## Job
Scan the material for the word "with", and copy each line where it shows up.

■ ■ ■ ■ ■ ■ ■

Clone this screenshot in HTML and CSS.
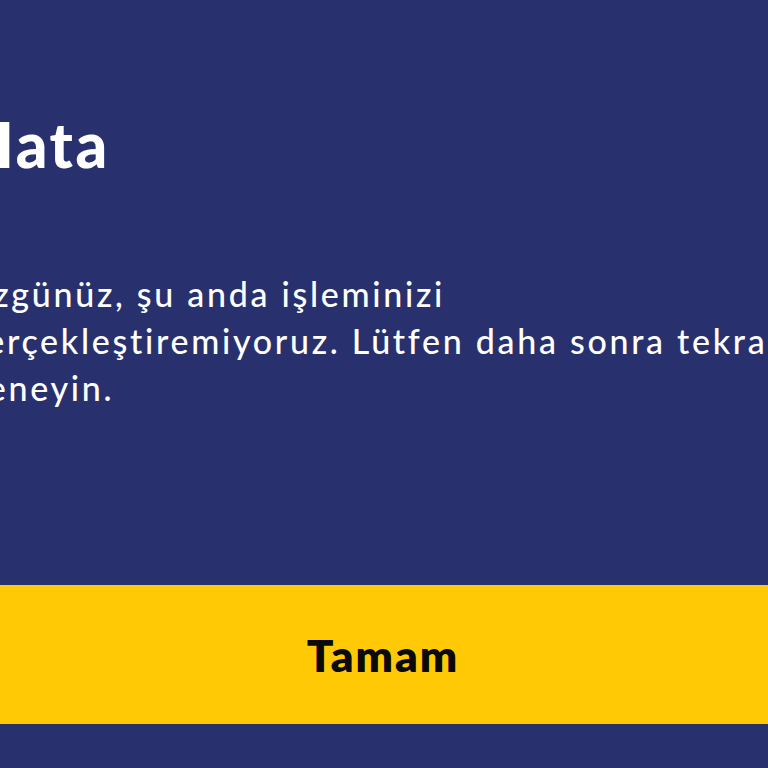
FILE: index.html
```html
<!DOCTYPE html>
<html lang="tr">
<head>
<meta charset="utf-8">
<title>Hata</title>
<link rel="stylesheet" href="styles.css">
</head>
<body>
<main class="dialog">
  <h1 class="title">Hata</h1>
  <p class="message">Üzgünüz, şu anda işleminizi gerçekleştiremiyoruz. Lütfen daha sonra tekrar deneyin.</p>
  <button class="ok" type="button">Tamam</button>
</main>
</body>
</html>
```
FILE: styles.css
```css
html, body {
  margin: 0;
  padding: 0;
  background: #28316d;
  overflow: hidden;
}
body {
  font-family: Lato, "Noto Sans", sans-serif;
  color: #ffffff;
}
.dialog {
  margin-left: -34px;
  width: 840px;
  padding-top: 108px;
  display: flex;
  flex-direction: column;
}
.title {
  margin: 0;
  font-size: 62px;
  line-height: 72px;
  font-weight: 900;
  letter-spacing: 2.5px;
}
.message {
  margin: 90px 0 0;
  width: 825px;
  font-size: 34px;
  line-height: 47px;
  font-weight: 500;
  letter-spacing: 2.7px;
}
.ok {
  margin-top: 174px;
  height: 139px;
  width: 100%;
  border: 0;
  background: #ffca05;
  color: #0a0a0a;
  font-family: Lato, "Noto Sans", sans-serif;
  font-size: 44px;
  font-weight: 800;
  letter-spacing: 2px;
  padding: 0 40px 0 34px;
  box-sizing: border-box;
}
```
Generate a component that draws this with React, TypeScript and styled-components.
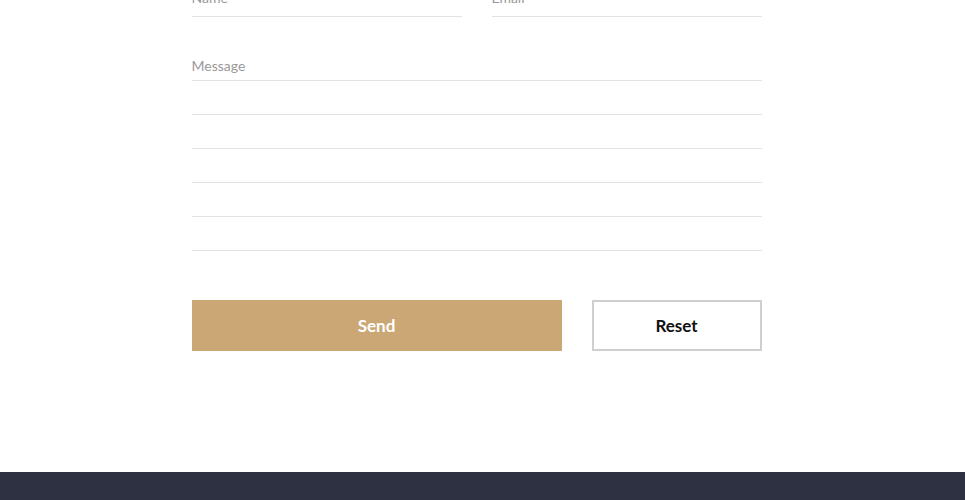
import React, { FC } from "react";
import styled, { createGlobalStyle } from "styled-components";

const GlobalStyle = createGlobalStyle`
    html, body {
        margin: 0;
        padding: 0;
        background: #fff;
        font-family: Lato, "Open Sans", sans-serif;
    }
`;

const App: FC = () => {
    return (
        <>
            <GlobalStyle />
            <ContactSection>
                <Form onSubmit={e => e.preventDefault()}>
                    <Row>
                        <Field>
                            <Input $gap={9} placeholder="Name" />
                        </Field>
                        <Field>
                            <Input $gap={9} type="email" placeholder="Email" />
                        </Field>
                    </Row>
                    <MessageBlock>
                        <Input $gap={5} placeholder="Message" />
                        <LinedArea rows={5} />
                    </MessageBlock>
                    <Actions>
                        <SendButton type="submit">Send</SendButton>
                        <ResetButton type="reset">Reset</ResetButton>
                    </Actions>
                </Form>
            </ContactSection>
            <Footer />
        </>
    );
};

export default App;

const ContactSection = styled.section`
    display: flex;
    justify-content: center;
    margin-top: -12px;
    padding: 0 12px 121px 0;
`;

const Form = styled.form`
    width: 570px;
    display: flex;
    flex-direction: column;
`;

const Row = styled.div`
    display: grid;
    grid-template-columns: 270px 270px;
    column-gap: 30px;
`;

const Field = styled.div`
    display: flex;
    flex-direction: column;
`;

interface InputProps {
    $gap: number;
}

const Input = styled.input<InputProps>`
    border: none;
    border-bottom: 1px solid #e2e2e2;
    padding: 0 0 ${p => p.$gap}px 0;
    margin: 0;
    height: ${p => 20 + p.$gap}px;
    box-sizing: border-box;
    font-family: Lato, sans-serif;
    font-size: 14px;
    line-height: 20px;
    color: #333;
    background: transparent;
    outline: none;

    &::placeholder {
        color: #9a9a9a;
    }
`;

const MessageBlock = styled.div`
    display: flex;
    flex-direction: column;
    margin-top: 39px;
`;

const LinedArea = styled.textarea`
    border: none;
    margin: 0;
    padding: 0;
    height: 170px;
    resize: none;
    outline: none;
    font-family: Lato, sans-serif;
    font-size: 14px;
    line-height: 34px;
    background: repeating-linear-gradient(
        to bottom,
        transparent 0,
        transparent 33px,
        #e2e2e2 33px,
        #e2e2e2 34px
    );
`;

const Actions = styled.div`
    display: flex;
    gap: 30px;
    margin-top: 49px;
`;

const BaseButton = styled.button`
    height: 51px;
    box-sizing: border-box;
    font-family: Lato, sans-serif;
    font-size: 17px;
    font-weight: 700;
    cursor: pointer;
    margin: 0;
`;

const SendButton = styled(BaseButton)`
    width: 370px;
    background: #cca776;
    color: #fff;
    border: none;
`;

const ResetButton = styled(BaseButton)`
    width: 170px;
    background: #fff;
    color: #111;
    border: 2px solid #cfcfcf;
`;

const Footer = styled.footer`
    background: #2e3142;
    height: 220px;
`;
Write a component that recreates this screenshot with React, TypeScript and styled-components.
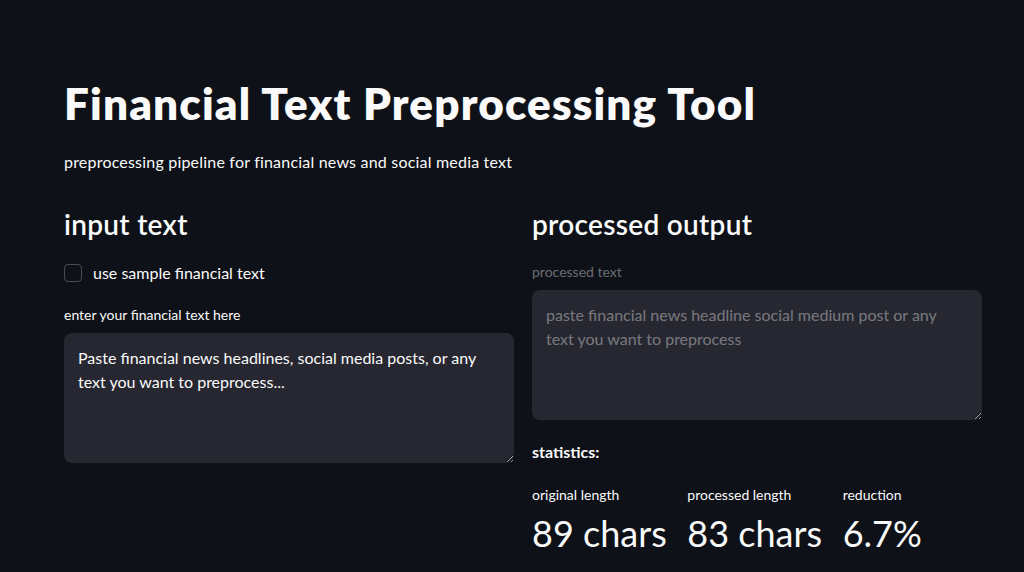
import React from 'react';
import styled, { createGlobalStyle } from 'styled-components';

const GlobalStyle = createGlobalStyle`
  html, body {
    margin: 0;
    padding: 0;
    background: #0e1117;
    color: #fafafa;
    font-family: Lato, "Noto Sans", sans-serif;
  }
  * {
    box-sizing: border-box;
  }
`;

const Page = styled.div`
  min-height: 572px;
  padding: 72px 42px 40px 64px;
`;

const Title = styled.h1`
  margin: 0;
  font-size: 44px;
  font-weight: 800;
  line-height: 62px;
  letter-spacing: 1.15px;
`;

const Subtitle = styled.p`
  margin: 16px 0 0;
  font-size: 16px;
  line-height: 24px;
  letter-spacing: 0.2px;
`;

const Columns = styled.div`
  display: grid;
  grid-template-columns: 450px 450px;
  column-gap: 18px;
  margin-top: 30px;
`;

const Column = styled.div`
  display: flex;
  flex-direction: column;
`;

const SectionTitle = styled.h3`
  margin: 0;
  font-size: 28px;
  font-weight: 600;
  line-height: 40px;
  letter-spacing: 0.3px;
`;

const CheckRow = styled.label`
  display: flex;
  align-items: center;
  gap: 11px;
  margin-top: 17px;
  font-size: 16px;
  line-height: 24px;
`;

const Box = styled.span`
  width: 18px;
  height: 18px;
  border: 1px solid rgba(250, 250, 250, 0.25);
  border-radius: 4px;
`;

const FieldLabel = styled.div<{ $disabled?: boolean }>`
  font-size: 14px;
  line-height: 20px;
  color: ${({ $disabled }) => ($disabled ? 'rgba(250, 250, 250, 0.4)' : '#fafafa')};
  margin-top: ${({ $disabled }) => ($disabled ? '18px' : '20px')};
  margin-bottom: 8px;
`;

const TextArea = styled.textarea<{ $disabled?: boolean }>`
  width: 100%;
  height: 130px;
  border: none;
  border-radius: 8px;
  background: #262730;
  color: ${({ $disabled }) => ($disabled ? 'rgba(250, 250, 250, 0.4)' : '#fafafa')};
  font-family: Lato, "Noto Sans", sans-serif;
  font-size: 16px;
  line-height: 24px;
  padding: 13px 14px;
  resize: vertical;
  outline: none;
`;

const StatsHeading = styled.div`
  font-size: 16px;
  font-weight: 700;
  line-height: 24px;
  margin-top: 20px;
`;

const Metrics = styled.div`
  display: grid;
  grid-template-columns: repeat(3, 1fr);
  column-gap: 16px;
  margin-top: 21px;
`;

const Metric = styled.div`
  display: flex;
  flex-direction: column;
`;

const MetricLabel = styled.div`
  font-size: 14px;
  line-height: 20px;
`;

const MetricValue = styled.div`
  font-size: 36px;
  line-height: 48px;
  margin-top: 4px;
`;

const stats = [
  { label: 'original length', value: '89 chars' },
  { label: 'processed length', value: '83 chars' },
  { label: 'reduction', value: '6.7%' },
];

const App = () => {
  return (
    <>
      <GlobalStyle />
      <Page>
        <Title>Financial Text Preprocessing Tool</Title>
        <Subtitle>preprocessing pipeline for financial news and social media text</Subtitle>
        <Columns>
          <Column>
            <SectionTitle>input text</SectionTitle>
            <CheckRow>
              <Box />
              use sample financial text
            </CheckRow>
            <FieldLabel>enter your financial text here</FieldLabel>
            <TextArea defaultValue="Paste financial news headlines, social media posts, or any text you want to preprocess..." />
          </Column>
          <Column>
            <SectionTitle>processed output</SectionTitle>
            <FieldLabel $disabled>processed text</FieldLabel>
            <TextArea
              $disabled
              disabled
              defaultValue="paste financial news headline social medium post or any text you want to preprocess"
            />
            <StatsHeading>statistics:</StatsHeading>
            <Metrics>
              {stats.map((s) => (
                <Metric key={s.label}>
                  <MetricLabel>{s.label}</MetricLabel>
                  <MetricValue>{s.value}</MetricValue>
                </Metric>
              ))}
            </Metrics>
          </Column>
        </Columns>
      </Page>
    </>
  );
};

export default App;
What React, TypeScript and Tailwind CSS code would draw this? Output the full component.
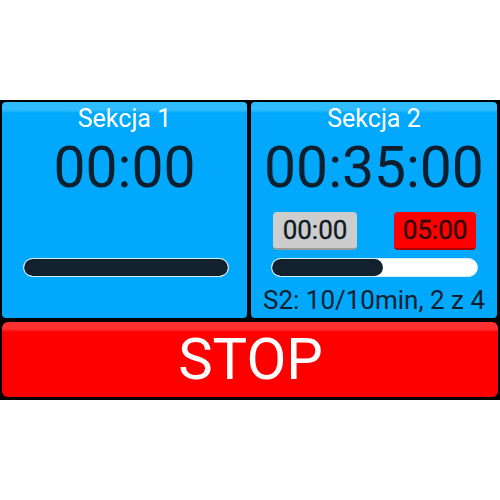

■ ■ ■ ■ ■ ■ ■

## Task output
Generate a component that draws this with React, TypeScript and styled-components.
Write a component that recreates this screenshot with React, TypeScript and styled-components.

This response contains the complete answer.